Understanding Evidence - Chapter 7 - Case Preparation and Presentation: A Guide for Arbitration Advocates and Arbitrators
Rocco M. Scanza and Jay E. Grenig both serve on the American Arbitration Association's labor panel.
Mr. Scanza is an Attorney, Arbitrator and Mediator of labor and employment disputes. He is also the Executive Director of Cornell University's Scheinman Institute on Conflict Resolution, where he teaches courses in workplace alternative dispute resolution. Mr. Scanza was formerly a national Vice President at the American Arbitration Association. He graduated from Queens College in New York City and Loyola Law School of Los Angeles. He lives and works in Ithaca, N.Y.
Mr. Grenig is a Professor of Law at Marquette University Law School. He has served as an arbitrator or mediator in over 2,000 labor and employment disputes. A member of the National Academy of Arbitrators, the American Law Institute, and the Order of the Coif, Mr. Grenig is also a fellow of the College of Labor and Employment Lawyers. He formerly chaired the Labor and Employment Law Section of the Association of American Law Schools and served as a consultant to the National Commission on Employment Policy. He has written or co-written numerous books and articles.
§ 7:01 GENERALLY
Both in preparing and in presenting and deciding arbitration cases, an understanding of the basic rules of evidence is important. Without an understanding of the rules of evidence, an advocate cannot determine what documents and witness testimony will be admissible and persuasive. An understanding of the rules is also in determining who has the burden of persuasion and the quantum of proof required.
It is often said that the formal rules of evidence do not apply in arbitration.1 For example, Rule 28 of the American Arbitration Association’s Labor Arbitration Rules states: “The arbitrator shall be the judge of the relevance and materiality of the evidence offered and conformity to legal rules of evidence shall not be necessary.”2
This principle recognizes that many of the technical and legal rules of evidence were originally developed to protect juries from prejudicial or unreliable evidence.3 If a judge admits evidence that a jury should not have heard of seen, the verdict may be overturned. When a judge hears a case without a jury, the judge frequently will not strictly apply the rules of evidence. The possibility exists that the judge’s decision will be reversed because the judge admitted evidence that should not have been admitted. However, the exclusion of evidence that should have been admitted may result in reversal.

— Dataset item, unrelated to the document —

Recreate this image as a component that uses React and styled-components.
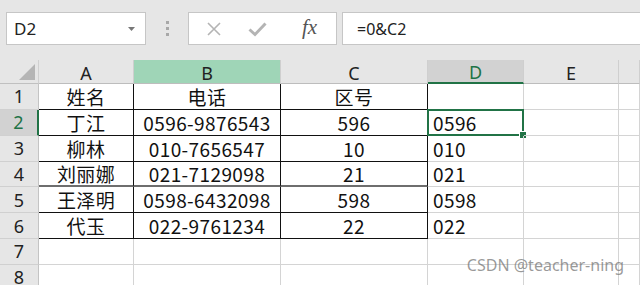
import React from 'react';
import styled, { createGlobalStyle } from 'styled-components';

const Global = createGlobalStyle`
  html, body { margin: 0; padding: 0; background: #fff; overflow: hidden; }
  body { width: 640px; height: 285px; font-family: "Noto Sans CJK SC", "Noto Sans", sans-serif; }
`;

const Page = styled.div`
  position: relative;
  width: 640px;
  height: 285px;
  overflow: hidden;
  background: #fff;
`;

const Toolbar = styled.div`
  height: 60px;
  background: #e6e6e6;
  display: flex;
  align-items: flex-start;
  padding: 12px 0 0 6px;
  box-sizing: border-box;
`;

const NameBox = styled.div`
  width: 140px;
  height: 33px;
  box-sizing: border-box;
  background: #fff;
  border: 1px solid #c6c6c6;
  display: flex;
  align-items: center;
  justify-content: space-between;
  padding: 0 10px 0 7px;
  font-family: "Noto Sans", sans-serif;
  font-size: 17px;
  color: #222;
`;

const Dots = styled.div`
  width: 42px;
  height: 33px;
  display: flex;
  flex-direction: column;
  align-items: center;
  justify-content: center;
  gap: 3px;
  span {
    width: 3px;
    height: 3px;
    background: #a8a8a8;
  }
`;

const FxBox = styled.div`
  width: 149px;
  height: 33px;
  box-sizing: border-box;
  background: #fff;
  border: 1px solid #c6c6c6;
  display: flex;
  align-items: center;
  padding-left: 17px;
  gap: 26px;
`;

const Fx = styled.span`
  font-family: "Liberation Serif", serif;
  font-style: italic;
  font-size: 21px;
  color: #555;
  margin-left: 9px;
  margin-top: -2px;
`;

const Formula = styled.div`
  flex: 1;
  margin-left: 5px;
  height: 33px;
  box-sizing: border-box;
  background: #fff;
  border: 1px solid #c6c6c6;
  border-right: none;
  display: flex;
  align-items: center;
  padding-left: 14px;
  font-family: "Noto Sans", sans-serif;
  font-size: 16px;
  color: #222;
`;

const Sheet = styled.div`
  display: grid;
  grid-template-columns: 39px 95px 147px 147px 96px 95px 1fr;
  grid-template-rows: 24px repeat(8, 25.85px);
  font-size: 19px;
  color: #111;
`;

const Corner = styled.div`
  position: relative;
  background: #e6e6e6;
  border-right: 1px solid #d0d0d0;
  border-bottom: 1px solid #c0c0c0;
  box-sizing: border-box;
  &::after {
    content: '';
    position: absolute;
    right: 3px;
    bottom: 3px;
    width: 0;
    height: 0;
    border-left: 16px solid transparent;
    border-bottom: 16px solid #b5b5b5;
  }
`;

const headBg = { normal: '#e6e6e6', hover: '#9fd5b7', active: '#d2d2d2' };

const ColHead = styled.div`
  background: ${p => headBg[p.$state]};
  color: ${p => (p.$state === 'active' ? '#217346' : '#222')};
  border-right: 1px solid #cfcfcf;
  border-bottom: ${p => (p.$state === 'active' ? '2px solid #217346' : '1px solid #bdbdbd')};
  box-sizing: border-box;
  display: flex;
  align-items: center;
  justify-content: center;
  font-family: "Noto Sans", sans-serif;
  font-size: 18px;
  line-height: 1;
  padding-top: 2px;
`;

const RowHead = styled.div`
  background: ${p => (p.$active ? '#d2d2d2' : '#e6e6e6')};
  color: ${p => (p.$active ? '#217346' : '#222')};
  border-right: ${p => (p.$active ? '2px solid #217346' : '1px solid #c4c4c4')};
  border-bottom: 1px solid #d0d0d0;
  box-sizing: border-box;
  display: flex;
  align-items: center;
  justify-content: center;
  font-family: "Noto Sans", sans-serif;
  font-size: 18px;
  line-height: 1;
`;

const Cell = styled.div`
  position: relative;
  box-sizing: border-box;
  border-right: 1px solid ${p => (p.$boxed ? '#111' : '#d4d4d4')};
  border-bottom: ${p => (p.$thick ? '2px solid #6e6e6e' : `1px solid ${p.$boxed ? '#111' : '#d4d4d4'}`)};
  display: flex;
  align-items: center;
  justify-content: ${p => (p.$left ? 'flex-start' : 'center')};
  padding-left: ${p => (p.$left ? '5px' : '0')};
  white-space: nowrap;
  line-height: 1;
  letter-spacing: 0.4px;
`;

const Selection = styled.div`
  position: absolute;
  left: -1px;
  top: -1px;
  right: -1px;
  bottom: -1px;
  border: 2px solid #217346;
  pointer-events: none;
  &::after {
    content: '';
    position: absolute;
    right: -5px;
    bottom: -5px;
    width: 6px;
    height: 6px;
    background: #217346;
    border: 1px solid #fff;
  }
`;

const Watermark = styled.div`
  position: absolute;
  right: 16px;
  bottom: 9px;
  font-family: "Noto Sans", sans-serif;
  font-size: 16px;
  color: rgba(120, 120, 120, 0.75);
`;

const cols = [
  { key: 'A', state: 'normal' },
  { key: 'B', state: 'hover' },
  { key: 'C', state: 'normal' },
  { key: 'D', state: 'active' },
  { key: 'E', state: 'normal' },
  { key: '', state: 'normal' },
];

const rows = [
  ['姓名', '电话', '区号', ''],
  ['丁江', '0596-9876543', '596', '0596'],
  ['柳林', '010-7656547', '10', '010'],
  ['刘丽娜', '021-7129098', '21', '021'],
  ['王泽明', '0598-6432098', '598', '0598'],
  ['代玉', '022-9761234', '22', '022'],
  ['', '', '', ''],
  ['', '', '', ''],
];

const CrossIcon = () => (
  <svg width="16" height="16" viewBox="0 0 16 16">
    <path d="M2 2L14 14M14 2L2 14" stroke="#b4b4b4" strokeWidth="1.6" fill="none" />
  </svg>
);

const CheckIcon = () => (
  <svg width="19" height="16" viewBox="0 0 19 16">
    <path d="M1.5 8.5L7 13.5L17.5 2.5" stroke="#b4b4b4" strokeWidth="3" fill="none" />
  </svg>
);

const Caret = () => (
  <svg width="7" height="4" viewBox="0 0 7 4">
    <path d="M0 0H7L3.5 4Z" fill="#777" />
  </svg>
);

export default function App() {
  return (
    <Page>
      <Global />
      <Toolbar>
        <NameBox>
          D2
          <Caret />
        </NameBox>
        <Dots>
          <span />
          <span />
          <span />
        </Dots>
        <FxBox>
          <CrossIcon />
          <CheckIcon />
          <Fx>fx</Fx>
        </FxBox>
        <Formula>=0&amp;C2</Formula>
      </Toolbar>
      <Sheet>
        <Corner />
        {cols.map((c, i) => (
          <ColHead key={i} $state={c.state}>{c.key}</ColHead>
        ))}
        {rows.map((r, ri) => (
          <React.Fragment key={ri}>
            <RowHead $active={ri === 1}>{ri + 1}</RowHead>
            {r.slice(0, 3).map((v, ci) => (
              <Cell key={ci} $boxed={ri < 6} $thick={ri === 3}>{v}</Cell>
            ))}
            <Cell $left>
              {r[3]}
              {ri === 1 && <Selection />}
            </Cell>
            <Cell />
            <Cell />
          </React.Fragment>
        ))}
      </Sheet>
      <Watermark>CSDN @teacher-ning</Watermark>
    </Page>
  );
}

For the same reasons, the formal rules of evidence are not strictly applied in arbitration. The liberal application of the rules also recognizes there is a value in arbitration to admitting more evidence than is technically admissible in court so the parties can explain how they feel. It is not uncommon for a party to feel dissatisfaction with the hearing process—regardless of the outcome—where the party believes the party was not given a full opportunity to tell the party’s side of the story.